Dorfmobil Klaus Project
They call it "our Klaus". Not because it's a popular name, but because it's the village transport set up by the Municipality of Klaus in Upper Austria. It could also have been named Steyrling or Kniewas, after the names of the widely scattered localities around Klaus. The six-seater minibus has been operating like a village taxi since 2003, except that the car pool is run by a group of volunteers. People had realised that at some point every inhabitant has to go to the doctor's, the church, the town council, the kindergarten or even the supermarket. All they have to do is call up, arrange a time and the minibus picks them up, either at home or at the nearest bus stop.
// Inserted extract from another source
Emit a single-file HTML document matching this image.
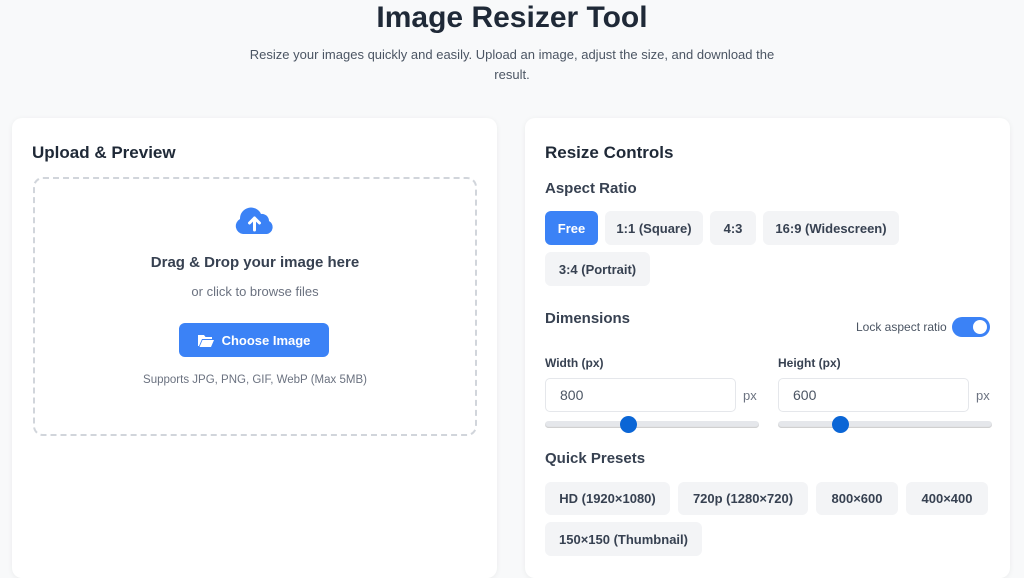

As flexible as a taxi, but affordable for everyone
The journey costs €1.50, a highly subsidised price. Each passenger should actually be paying around five euros to the Dorfmobil association, but donations and contributions are made, and the federal province of Upper Austria also subsidises the municipal project. The project got off the ground thanks to the Institute for Transportation at Vienna University, with funding from the EU. Unfortunately Klaus has remained something of an oddity in the complicated world of statutory rules and regulations. While it is a public utility, it cannot be insured in the same way as a private taxi or transport company. Liability issues in the event of an accident have yet to be clarified. All this red tape can cause a project such as this to fail. So far the Federal Province has not been able to bring itself to support the Dorfmobil project further. The residents, for their part, hope that good old Klaus will continue to run and run.

3. Salzbuger Land, Austria
www.werfenweng.org, www.alpsmobility.net
Prize winner of CIPRA's Future in the Alps competition, 2005

Werfenweng - a village goes softly mobile
In Werfenweng the future has already begun - with lots of fun and leisure according to the promises made on the web site of the small community in the Salzburger Land. Werfenweng is located at 900 metres above sea level, on the southern slopes of the Tennengebirge and has everything a tourist could wish for: a picturebook Salzburg landscape, cosy guesthouses and above all an unspoilt environment. When it comes to soft mobility Werfenweng is an exemplary Austrian town: here car-free tourism is a practical reality. No-one is compelled to switch to this alternative mode of transport, but swapping the car key for a SAMO key is made particularly appealing for holiday guests.

Electric scooters and horse-drawn carriages
SAMO stands for soft mobility. With the Eco-Pass, train passengers in particular are able to make use of all the municipality's alternative modes of transport. The fleet includes electric scooters specially for young people, gas-powered vehicles, horse-drawn carriages and a shuttle bus. Almost 80% of hoteliers in the village have signed up to the SAMO scheme, and many local residents have joined in, using their cars for long journeys only. In 2004 Remotion, the conference on eco-friendly drive technologies and mobility concepts, was held in Werfenweng, followed by 30 school trips and specialist seminars. As a result of these efforts overnight stays have risen by 29% since 1997. The number of guests arriving by train has also soared by 28% since 1997. 8,500 rail passengers mean approx. 4.5 million fewer kilometres by car, or fuel savings of some 365,000 litres.